Direktur Utama PT Bank Rakyat Indonesia Tbk (BRI) Sunarso menceritakan Indonesia sempat melalui beberapa krisis selama 20 tahun terakhir.
Misalnya periode 1998 Indonesia mengalami krisis moneter dengan jatuhnya nilai tukar rupiah terhadap dolar AS hingga rasio kecukupan modal (CAR) perbankan yang minus hingga belasan persen, selanjutnya non performing loan (NPL) yang minus hingga 48%.

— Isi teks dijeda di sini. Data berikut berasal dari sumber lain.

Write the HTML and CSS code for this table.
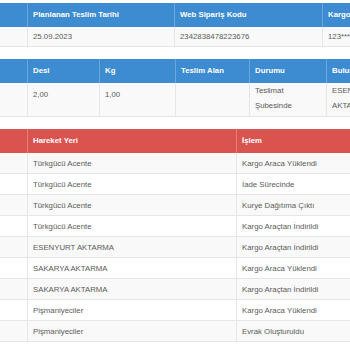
FILE: index.html
```html
<!DOCTYPE html>
<html lang="tr">
<head>
<meta charset="utf-8">
<link rel="stylesheet" href="styles.css">
</head>
<body>
<div class="page">
  <table class="grid blue t1">
    <colgroup><col class="c28"><col class="w147"><col class="w148"><col class="w160"></colgroup>
    <thead><tr><th></th><th>Planlanan Teslim Tarihi</th><th>Web Sipariş Kodu</th><th>Kargo Takip No</th></tr></thead>
    <tbody><tr class="odd"><td></td><td>25.09.2023</td><td>2342838478223676</td><td>123*******</td></tr></tbody>
  </table>

  <table class="grid blue t2">
    <colgroup><col class="c28"><col class="w72"><col class="w76"><col class="w74"><col class="w77"><col class="w76"></colgroup>
    <thead><tr><th></th><th>Desi</th><th>Kg</th><th>Teslim Alan</th><th>Durumu</th><th>Bulunduğu Şube</th></tr></thead>
    <tbody><tr class="odd"><td></td><td>2,00</td><td>1,00</td><td></td><td class="wrap">Teslimat Şubesinde</td><td class="wrap">ESENYURT AKTARMA</td></tr></tbody>
  </table>

  <table class="grid red t3">
    <colgroup><col class="c28"><col class="w209"><col class="w200"></colgroup>
    <thead><tr><th></th><th>Hareket Yeri</th><th>İşlem</th></tr></thead>
    <tbody>
      <tr class="odd"><td></td><td>Türkgücü Acente</td><td>Kargo Araca Yüklendi</td></tr>
      <tr><td></td><td>Türkgücü Acente</td><td>İade Sürecinde</td></tr>
      <tr class="odd"><td></td><td>Türkgücü Acente</td><td>Kurye Dağıtıma Çıktı</td></tr>
      <tr><td></td><td>Türkgücü Acente</td><td>Kargo Araçtan İndirildi</td></tr>
      <tr class="odd"><td></td><td>ESENYURT AKTARMA</td><td>Kargo Araçtan İndirildi</td></tr>
      <tr><td></td><td>SAKARYA AKTARMA</td><td>Kargo Araca Yüklendi</td></tr>
      <tr class="odd"><td></td><td>SAKARYA AKTARMA</td><td>Kargo Araçtan İndirildi</td></tr>
      <tr><td></td><td>Pişmaniyeciler</td><td>Kargo Araca Yüklendi</td></tr>
      <tr class="odd"><td></td><td>Pişmaniyeciler</td><td>Evrak Oluşturuldu</td></tr>
    </tbody>
  </table>
</div>
</body>
</html>
```

FILE: styles.css
```css
html, body {
  margin: 0;
  padding: 0;
  background: #ffffff;
}
.page {
  width: 350px;
  height: 350px;
  overflow: hidden;
  padding-top: 3px;
  box-sizing: border-box;
  font-family: "Liberation Sans", Arial, sans-serif;
  font-size: 7.8px;
  color: #5a5a5a;
}
.grid {
  border-collapse: separate;
  border-spacing: 0;
  table-layout: fixed;
  margin-bottom: 12px;
}
.t1 { width: 483px; }
.t2 { width: 403px; }
.t3 { width: 437px; }
.c28 { width: 28px; }
.w72 { width: 72px; }
.w74 { width: 74px; }
.w76 { width: 76px; }
.w77 { width: 77px; }
.w147 { width: 147px; }
.w148 { width: 148px; }
.w160 { width: 160px; }
.w200 { width: 200px; }
.w209 { width: 209px; }

.grid th {
  text-align: left;
  font-weight: bold;
  color: #ffffff;
  height: 24px;
  padding: 0 4px 0 5px;
  line-height: 14px;
  box-sizing: border-box;
  white-space: nowrap;
  overflow: hidden;
  vertical-align: middle;
}
.grid td {
  box-sizing: border-box;
  padding: 0 4px 0 5px;
  border-right: 1px solid #e6e6e6;
  border-bottom: 1px solid #e6e6e6;
  white-space: nowrap;
  overflow: hidden;
  vertical-align: middle;
}
.grid tr.odd td { background: #f9f9f9; }

.blue th {
  background: #3d8bd0;
  border-right: 1px solid #6aa6dc;
}
.red th {
  background: #d9534f;
  border-right: 1px solid #e6807d;
}

.t1 td {
  height: 20px;
  line-height: 13px;
}
.t2 td {
  height: 34px;
  line-height: 15px;
  vertical-align: top;
  padding-top: 4px;
}
.t2 td.wrap {
  white-space: normal;
  padding-top: 0;
}
.t3 td {
  height: 21px;
  line-height: 13px;
}
```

Dia menyebut 10 tahun kemudian Indonesia kembali dilanda krisis dengan gagalnya korporasi besar. Hal ini berdampak pada nilai tukar rupiah dan suku bunga perbankan. Kemudian 5 tahun kemudian kembali terjadi krisis global dan Indonesia kembali terdampak pada nilai tukar rupiah dan inflasi namun CAR perbankan masih 18,62%.
SCROLL TO CONTINUE WITH CONTENT
Saat itu korporasi besar yang mengonsumsi kredit valas terdampak. BRI yang fokus pada UMKM tidak terdampak. "Krisis sekarang ini oleh penyakit dan bukan regional domestik tapi mengglobal, memang penyakit tidak milih-milih," kata dia dalam diskusi virtual, Rabu (29/7/2020).

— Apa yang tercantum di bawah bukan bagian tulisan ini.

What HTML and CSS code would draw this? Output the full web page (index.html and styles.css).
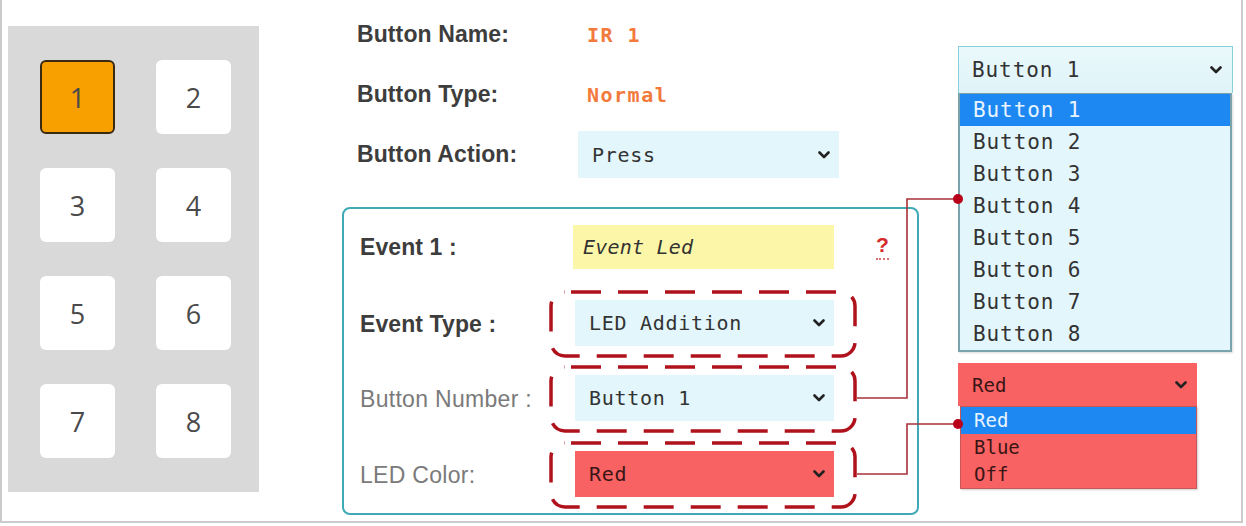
FILE: index.html
```html
<!DOCTYPE html>
<html lang="en">
<head>
<meta charset="UTF-8">
<meta name="viewport" content="width=device-width, initial-scale=1.0">
<title>IR Button Events</title>
<link rel="stylesheet" href="styles.css">
</head>
<body>
<div class="frame">

  <div class="keypad">
    <div class="key active">1</div>
    <div class="key">2</div>
    <div class="key">3</div>
    <div class="key">4</div>
    <div class="key">5</div>
    <div class="key">6</div>
    <div class="key">7</div>
    <div class="key">8</div>
  </div>

  <div class="editor">
    <div class="info-row">
      <span class="label">Button Name:</span>
      <span class="value">IR 1</span>
    </div>
    <div class="info-row">
      <span class="label">Button Type:</span>
      <span class="value">Normal</span>
    </div>
    <div class="info-row">
      <span class="label">Button Action:</span>
      <div class="select action-select">
        <span>Press</span>
        <svg class="chevron" width="12" height="8" viewBox="0 0 12 8"><path d="M1.5 1.5 L6 6 L10.5 1.5" /></svg>
      </div>
    </div>

    <div class="event-box">
      <div class="event-row">
        <span class="label event-label">Event 1 :</span>
        <div class="name-input">Event Led</div>
        <span class="help">?</span>
      </div>

      <div class="dash-row first">
        <span class="label">Event Type :</span>
        <div class="dashed">
          <div class="select">
            <span>LED Addition</span>
            <svg class="chevron" width="12" height="8" viewBox="0 0 12 8"><path d="M1.5 1.5 L6 6 L10.5 1.5" /></svg>
          </div>
        </div>
      </div>

      <div class="dash-row">
        <span class="label light">Button Number :</span>
        <div class="dashed">
          <div class="select">
            <span>Button 1</span>
            <svg class="chevron" width="12" height="8" viewBox="0 0 12 8"><path d="M1.5 1.5 L6 6 L10.5 1.5" /></svg>
          </div>
        </div>
      </div>

      <div class="dash-row last">
        <span class="label light">LED Color:</span>
        <div class="dashed">
          <div class="select red">
            <span>Red</span>
            <svg class="chevron" width="12" height="8" viewBox="0 0 12 8"><path d="M1.5 1.5 L6 6 L10.5 1.5" /></svg>
          </div>
        </div>
      </div>
    </div>
  </div>

  <div class="previews">
    <div class="dropdown buttons-dd">
      <div class="dd-head">
        <span>Button 1</span>
        <svg class="chevron" width="12" height="8" viewBox="0 0 12 8"><path d="M1.5 1.5 L6 6 L10.5 1.5" /></svg>
      </div>
      <ul class="dd-list">
        <li class="picked">Button 1</li>
        <li>Button 2</li>
        <li>Button 3</li>
        <li>Button 4</li>
        <li>Button 5</li>
        <li>Button 6</li>
        <li>Button 7</li>
        <li>Button 8</li>
      </ul>
    </div>

    <div class="dropdown color-dd">
      <div class="dd-head">
        <span>Red</span>
        <svg class="chevron" width="12" height="8" viewBox="0 0 12 8"><path d="M1.5 1.5 L6 6 L10.5 1.5" /></svg>
      </div>
      <ul class="dd-list">
        <li class="picked">Red</li>
        <li>Blue</li>
        <li>Off</li>
      </ul>
    </div>
  </div>

  <!-- callout lines from the dashed fields to their open lists -->
  <svg class="links" width="1246" height="526" viewBox="0 0 1246 526">
    <polyline points="857,398 907,398 907,199 958,199" />
    <polyline points="857,474 907,474 907,424 958,424" />
    <circle cx="958" cy="199" r="5" />
    <circle cx="958" cy="424" r="5" />
  </svg>
</div>
</body>
</html>
```

FILE: styles.css
```css
body {
  margin: 0;
  background-color: #ffffff;
  font-family: "Liberation Sans", Arial, sans-serif;
  color: #3d3d3d;
}
.frame {
  position: relative;
  display: flex;
  align-items: flex-start;
  width: 1243px;
  height: 523px;
  box-sizing: border-box;
  border: 2px solid #cbcbcb;
  border-top: none;
  overflow: hidden;
}

/* keypad */
.keypad {
  margin: 26px 0 0 6px;
  width: 251px;
  height: 466px;
  box-sizing: border-box;
  padding: 34px 0 0 32px;
  background-color: #d9d9d9;
  display: grid;
  grid-template-columns: 75px 75px;
  grid-auto-rows: 74px;
  column-gap: 41px;
  row-gap: 34px;
}
.key {
  background-color: #ffffff;
  border-radius: 6px;
  display: flex;
  align-items: center;
  justify-content: center;
  font-family: "Open Sans", sans-serif;
  font-size: 27px;
  color: #4a4a4a;
}
.key.active {
  background-color: #f8a000;
  border: 2px solid #3b2a12;
}

/* middle editor */
.editor {
  margin-left: 83px;
  width: 577px;
  padding-top: 11px;
}
.info-row {
  display: flex;
  align-items: center;
  height: 47px;
  padding-left: 15px;
  margin-bottom: 13px;
}
.label {
  font-size: 23px;
  font-weight: bold;
  color: #3d3d3d;
  letter-spacing: 0.1px;
}
.info-row .label {
  width: 221px;
  flex-shrink: 0;
}
.label.light {
  font-weight: normal;
  color: #7a7a7a;
  letter-spacing: 0.3px;
}
.value {
  padding-left: 9px;
  font-family: "DejaVu Sans Mono", monospace;
  font-size: 20px;
  font-weight: bold;
  letter-spacing: 1.5px;
  color: #f27a3c;
}

.select {
  display: flex;
  align-items: center;
  justify-content: space-between;
  box-sizing: border-box;
  height: 46px;
  padding: 0 9px 0 14px;
  background-color: #e2f6fb;
  font-family: "DejaVu Sans Mono", monospace;
  font-size: 20px;
  letter-spacing: 0.7px;
  color: #333333;
}
.select.red {
  background-color: #f96262;
  color: #3a1515;
}
.action-select {
  width: 261px;
  height: 47px;
}
.chevron path {
  fill: none;
  stroke: #222222;
  stroke-width: 2.6;
  stroke-linecap: round;
  stroke-linejoin: round;
}

/* event box */
.event-box {
  margin-top: 29px;
  height: 308px;
  box-sizing: border-box;
  border: 2px solid #3fa9b6;
  border-radius: 8px;
  padding: 16px 0 0 16px;
}
.event-row {
  display: flex;
  align-items: center;
  height: 44px;
}
.event-label {
  width: 213px;
  flex-shrink: 0;
}
.name-input {
  width: 261px;
  height: 44px;
  box-sizing: border-box;
  padding: 0 10px;
  display: flex;
  align-items: center;
  background-color: #fcf7a8;
  font-family: "DejaVu Sans Mono", monospace;
  font-style: italic;
  font-size: 20px;
  letter-spacing: 0.2px;
  color: #333333;
}
.help {
  margin-left: 42px;
  font-size: 21px;
  font-weight: bold;
  color: #d42a2a;
  line-height: 1;
  padding-bottom: 3px;
  border-bottom: 2px dotted #d67070;
}
.dash-row {
  display: flex;
  align-items: center;
  margin-top: 7px;
}
.dash-row.first {
  margin-top: 21px;
}
.dash-row.last {
  margin-top: 8px;
}
.dash-row .label {
  width: 189px;
  flex-shrink: 0;
}
.dashed {
  width: 308px;
  height: 68px;
  box-sizing: border-box;
  padding: 10px 23px 12px 26px;
  background-image: url("data:image/svg+xml,%3Csvg xmlns='http://www.w3.org/2000/svg' width='308' height='68'%3E%3Crect x='2' y='2' width='304' height='64' rx='14' fill='none' stroke='%23b0121c' stroke-width='3.5' stroke-dasharray='30 17' stroke-dashoffset='-6'/%3E%3C/svg%3E");
}

/* open dropdown previews */
.previews {
  margin-left: 39px;
  padding-top: 46px;
}
.dropdown {
  font-family: "DejaVu Sans Mono", monospace;
}
.dd-head {
  display: flex;
  align-items: center;
  justify-content: space-between;
  box-sizing: border-box;
}
.dd-list {
  list-style: none;
  margin: 0;
  padding: 0;
}
.buttons-dd {
  width: 275px;
}
.buttons-dd .dd-head {
  height: 47px;
  padding: 0 10px 0 13px;
  border: 1px solid #86cfdc;
  border-bottom: none;
  background: linear-gradient(#eaf9fc, #dff3f8);
  font-size: 21px;
  letter-spacing: 0.9px;
  color: #333333;
}
.buttons-dd .dd-list {
  width: 274px;
  box-sizing: border-box;
  border: 2px solid #7aa3ad;
  border-top-width: 1px;
  background-color: #e3f6fb;
  box-shadow: 1px 1px 2px rgba(0, 0, 0, 0.15);
}
.buttons-dd li {
  height: 32px;
  line-height: 32px;
  padding-left: 13px;
  font-size: 21px;
  letter-spacing: 0.9px;
  color: #333333;
}
.buttons-dd li.picked {
  background-color: #1e88f2;
  color: #e8f4ff;
}

.color-dd {
  width: 239px;
  margin-top: 11px;
}
.color-dd .dd-head {
  height: 43px;
  padding: 0 10px 0 14px;
  background-color: #f96262;
  font-size: 19px;
  color: #3a1515;
}
.color-dd .dd-list {
  width: 237px;
  margin-left: 2px;
  box-sizing: border-box;
  border: 1px solid #c65858;
  background-color: #f96262;
  box-shadow: 1px 1px 2px rgba(0, 0, 0, 0.2);
}
.color-dd li {
  height: 27px;
  line-height: 27px;
  padding-left: 13px;
  font-size: 19px;
  color: #3a1515;
}
.color-dd li.picked {
  background-color: #1e88f2;
  color: #e8f4ff;
}

.links {
  position: absolute;
  left: -2px;
  top: 0;
  pointer-events: none;
}
.links polyline {
  fill: none;
  stroke: #a8323a;
  stroke-width: 1.6;
}
.links circle {
  fill: #b8001a;
}
```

Dia mengatakan, tekanan perekonomian yang terjadi akibat pandemi ini memang menyerang seluruh segmen mulai dari nasabah UMKM sampai korporasi. Karena itu BRI yang nasabahnya paling banyak berasal dari UMKM dilakukan restrukturisasi. Dia mengatakan mulai dari restrukturisasi ringan sampai yang berat.
"Saya menebar optimisme, restrukturisasi puncak pada April kemudian dari sisi nasabah tertinggi pada Mei, alhamdulillah Juni sudah turun lagi. Ini artinya tanda-tanda baik," jelas dia.
Menurut Sunarso, saat ini memang setelah pelonggaran pembatasan sosial berskala besar (PSBB) dan aktivitas ekonomi mulai bergerak kembali terjadi penambahan kasus.
"Kalau sekarang yang positif meningkat lagi, tapi kalau diam saja jumlah restrukturisasinya naik lagi," jelas dia.